### WHAT IS EXPECTED
Copy out each line containing "Tailwind" from the entries below.

### DATA TO USE
-- begin --
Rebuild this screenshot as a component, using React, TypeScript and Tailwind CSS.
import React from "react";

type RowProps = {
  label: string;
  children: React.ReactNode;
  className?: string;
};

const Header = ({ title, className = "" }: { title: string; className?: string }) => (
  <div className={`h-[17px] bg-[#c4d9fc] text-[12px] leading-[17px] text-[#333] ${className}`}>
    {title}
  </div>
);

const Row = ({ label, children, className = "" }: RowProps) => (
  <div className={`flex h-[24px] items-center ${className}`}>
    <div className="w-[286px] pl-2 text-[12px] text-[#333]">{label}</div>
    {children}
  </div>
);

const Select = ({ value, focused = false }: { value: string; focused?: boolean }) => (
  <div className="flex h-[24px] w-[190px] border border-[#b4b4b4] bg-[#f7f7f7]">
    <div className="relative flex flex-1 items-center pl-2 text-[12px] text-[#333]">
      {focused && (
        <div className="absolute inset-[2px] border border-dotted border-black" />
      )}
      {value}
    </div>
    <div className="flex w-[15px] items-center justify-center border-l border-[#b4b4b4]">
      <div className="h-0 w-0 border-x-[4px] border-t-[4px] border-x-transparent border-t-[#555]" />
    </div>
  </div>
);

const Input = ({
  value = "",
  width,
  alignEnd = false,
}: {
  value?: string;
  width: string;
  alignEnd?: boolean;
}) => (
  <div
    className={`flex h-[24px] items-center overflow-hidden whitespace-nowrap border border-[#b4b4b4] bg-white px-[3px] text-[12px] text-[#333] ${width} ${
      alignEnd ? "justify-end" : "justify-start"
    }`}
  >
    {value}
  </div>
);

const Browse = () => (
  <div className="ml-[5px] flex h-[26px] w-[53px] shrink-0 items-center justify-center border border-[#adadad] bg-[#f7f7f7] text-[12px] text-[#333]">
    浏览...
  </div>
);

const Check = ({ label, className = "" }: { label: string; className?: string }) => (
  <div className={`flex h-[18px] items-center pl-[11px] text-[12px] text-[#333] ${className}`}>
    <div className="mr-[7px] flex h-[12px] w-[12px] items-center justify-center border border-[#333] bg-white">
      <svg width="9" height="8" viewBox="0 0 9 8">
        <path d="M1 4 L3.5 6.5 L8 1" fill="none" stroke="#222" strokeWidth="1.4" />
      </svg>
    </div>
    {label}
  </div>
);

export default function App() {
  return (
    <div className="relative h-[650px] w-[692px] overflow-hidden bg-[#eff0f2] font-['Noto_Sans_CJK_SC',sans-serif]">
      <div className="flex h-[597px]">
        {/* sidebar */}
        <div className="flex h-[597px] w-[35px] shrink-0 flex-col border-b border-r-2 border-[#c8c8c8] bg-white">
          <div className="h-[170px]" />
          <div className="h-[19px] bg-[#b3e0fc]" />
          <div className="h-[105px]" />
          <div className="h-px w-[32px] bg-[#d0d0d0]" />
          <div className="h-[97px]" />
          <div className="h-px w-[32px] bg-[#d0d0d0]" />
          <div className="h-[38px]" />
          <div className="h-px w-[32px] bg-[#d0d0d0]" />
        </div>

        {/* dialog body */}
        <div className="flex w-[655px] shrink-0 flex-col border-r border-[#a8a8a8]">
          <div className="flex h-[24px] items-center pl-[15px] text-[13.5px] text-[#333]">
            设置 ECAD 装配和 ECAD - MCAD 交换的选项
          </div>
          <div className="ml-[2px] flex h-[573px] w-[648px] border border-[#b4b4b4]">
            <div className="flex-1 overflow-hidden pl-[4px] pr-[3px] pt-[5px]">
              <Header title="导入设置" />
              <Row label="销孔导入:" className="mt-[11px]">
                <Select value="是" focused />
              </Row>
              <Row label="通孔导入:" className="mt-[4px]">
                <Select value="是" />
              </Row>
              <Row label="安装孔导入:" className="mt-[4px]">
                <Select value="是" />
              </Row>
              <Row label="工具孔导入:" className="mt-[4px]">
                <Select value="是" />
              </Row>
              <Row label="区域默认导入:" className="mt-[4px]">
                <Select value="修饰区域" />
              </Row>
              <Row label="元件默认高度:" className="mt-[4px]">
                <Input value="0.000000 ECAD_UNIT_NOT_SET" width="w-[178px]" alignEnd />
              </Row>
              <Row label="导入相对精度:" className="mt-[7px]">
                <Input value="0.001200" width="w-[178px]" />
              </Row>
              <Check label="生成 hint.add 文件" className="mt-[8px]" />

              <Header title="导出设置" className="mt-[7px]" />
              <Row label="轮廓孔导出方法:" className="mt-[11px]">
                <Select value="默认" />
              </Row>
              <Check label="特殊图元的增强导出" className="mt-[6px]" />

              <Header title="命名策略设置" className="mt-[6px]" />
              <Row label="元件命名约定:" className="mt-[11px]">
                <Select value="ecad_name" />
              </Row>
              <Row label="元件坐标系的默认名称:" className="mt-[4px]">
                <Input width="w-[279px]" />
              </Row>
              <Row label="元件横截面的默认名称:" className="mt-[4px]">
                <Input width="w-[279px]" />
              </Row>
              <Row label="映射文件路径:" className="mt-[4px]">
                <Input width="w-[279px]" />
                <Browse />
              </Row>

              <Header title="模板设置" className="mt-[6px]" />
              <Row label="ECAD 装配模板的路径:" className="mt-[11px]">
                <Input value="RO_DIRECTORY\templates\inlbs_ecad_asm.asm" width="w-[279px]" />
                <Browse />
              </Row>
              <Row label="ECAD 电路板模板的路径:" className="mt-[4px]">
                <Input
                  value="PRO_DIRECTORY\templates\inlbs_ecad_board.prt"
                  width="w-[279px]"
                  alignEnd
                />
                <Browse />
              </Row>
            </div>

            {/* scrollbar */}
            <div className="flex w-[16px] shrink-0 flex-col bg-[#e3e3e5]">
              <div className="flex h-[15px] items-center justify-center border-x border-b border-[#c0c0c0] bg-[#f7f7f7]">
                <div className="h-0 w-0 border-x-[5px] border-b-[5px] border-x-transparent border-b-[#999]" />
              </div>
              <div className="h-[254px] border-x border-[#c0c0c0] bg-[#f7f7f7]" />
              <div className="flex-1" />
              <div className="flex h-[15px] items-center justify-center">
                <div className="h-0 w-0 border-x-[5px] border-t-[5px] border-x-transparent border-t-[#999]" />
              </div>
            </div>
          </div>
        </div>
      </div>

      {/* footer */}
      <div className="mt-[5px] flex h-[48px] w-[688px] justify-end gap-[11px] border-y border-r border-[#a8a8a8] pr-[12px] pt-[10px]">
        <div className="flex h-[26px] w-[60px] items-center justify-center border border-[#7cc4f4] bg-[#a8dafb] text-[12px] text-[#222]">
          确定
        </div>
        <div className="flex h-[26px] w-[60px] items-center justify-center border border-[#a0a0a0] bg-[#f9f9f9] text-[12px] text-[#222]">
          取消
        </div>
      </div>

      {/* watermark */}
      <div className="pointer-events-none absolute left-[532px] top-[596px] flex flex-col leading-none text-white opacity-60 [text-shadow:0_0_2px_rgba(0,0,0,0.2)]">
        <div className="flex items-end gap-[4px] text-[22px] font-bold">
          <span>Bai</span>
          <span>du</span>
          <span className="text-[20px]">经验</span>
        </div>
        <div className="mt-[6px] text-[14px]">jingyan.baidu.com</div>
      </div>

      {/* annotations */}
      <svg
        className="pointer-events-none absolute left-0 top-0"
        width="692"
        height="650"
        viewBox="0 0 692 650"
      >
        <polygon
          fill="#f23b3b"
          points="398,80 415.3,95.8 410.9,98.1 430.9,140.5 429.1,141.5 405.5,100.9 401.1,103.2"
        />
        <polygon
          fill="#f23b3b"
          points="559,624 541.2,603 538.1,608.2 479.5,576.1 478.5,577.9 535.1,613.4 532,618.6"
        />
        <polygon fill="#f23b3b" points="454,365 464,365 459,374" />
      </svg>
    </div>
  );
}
-- end --
-- begin --
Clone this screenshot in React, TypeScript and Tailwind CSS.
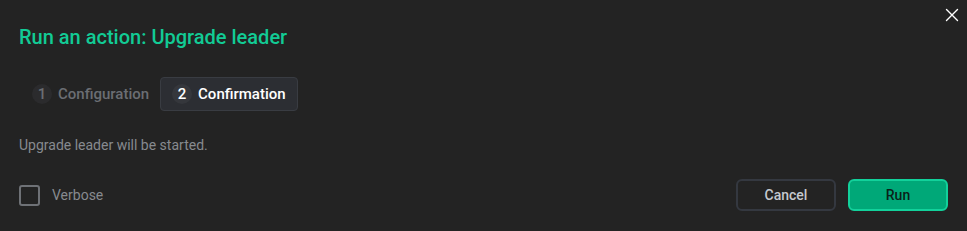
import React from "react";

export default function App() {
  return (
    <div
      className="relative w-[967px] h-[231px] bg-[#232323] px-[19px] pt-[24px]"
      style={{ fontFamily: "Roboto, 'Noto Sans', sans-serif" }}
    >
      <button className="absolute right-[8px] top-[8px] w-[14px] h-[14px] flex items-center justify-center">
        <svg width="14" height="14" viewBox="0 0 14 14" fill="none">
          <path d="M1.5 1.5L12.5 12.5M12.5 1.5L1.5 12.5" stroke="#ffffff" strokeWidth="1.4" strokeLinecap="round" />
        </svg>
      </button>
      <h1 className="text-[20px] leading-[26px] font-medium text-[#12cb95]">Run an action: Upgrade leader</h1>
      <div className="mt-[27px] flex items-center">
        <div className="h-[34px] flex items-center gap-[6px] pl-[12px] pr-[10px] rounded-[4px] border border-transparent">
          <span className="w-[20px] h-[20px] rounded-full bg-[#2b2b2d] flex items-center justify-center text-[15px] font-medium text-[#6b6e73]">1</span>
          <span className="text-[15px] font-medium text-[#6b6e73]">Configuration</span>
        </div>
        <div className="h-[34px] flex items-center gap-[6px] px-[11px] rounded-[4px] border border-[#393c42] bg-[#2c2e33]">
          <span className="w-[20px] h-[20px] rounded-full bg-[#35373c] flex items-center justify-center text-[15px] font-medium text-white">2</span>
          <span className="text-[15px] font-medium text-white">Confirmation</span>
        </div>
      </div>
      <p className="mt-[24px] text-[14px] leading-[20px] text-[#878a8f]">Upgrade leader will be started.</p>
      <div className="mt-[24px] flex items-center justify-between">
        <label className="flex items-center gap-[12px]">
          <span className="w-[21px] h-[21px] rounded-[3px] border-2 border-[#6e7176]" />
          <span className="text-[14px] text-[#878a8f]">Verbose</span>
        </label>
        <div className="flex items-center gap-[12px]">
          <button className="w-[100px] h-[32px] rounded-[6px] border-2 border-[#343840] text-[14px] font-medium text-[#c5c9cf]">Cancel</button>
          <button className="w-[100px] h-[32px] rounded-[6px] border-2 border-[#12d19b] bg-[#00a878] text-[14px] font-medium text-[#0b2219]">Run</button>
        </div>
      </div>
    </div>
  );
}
-- end --
### ANSWER TO THIS PROBLEM
Rebuild this screenshot as a component, using React, TypeScript and Tailwind CSS.
Clone this screenshot in React, TypeScript and Tailwind CSS.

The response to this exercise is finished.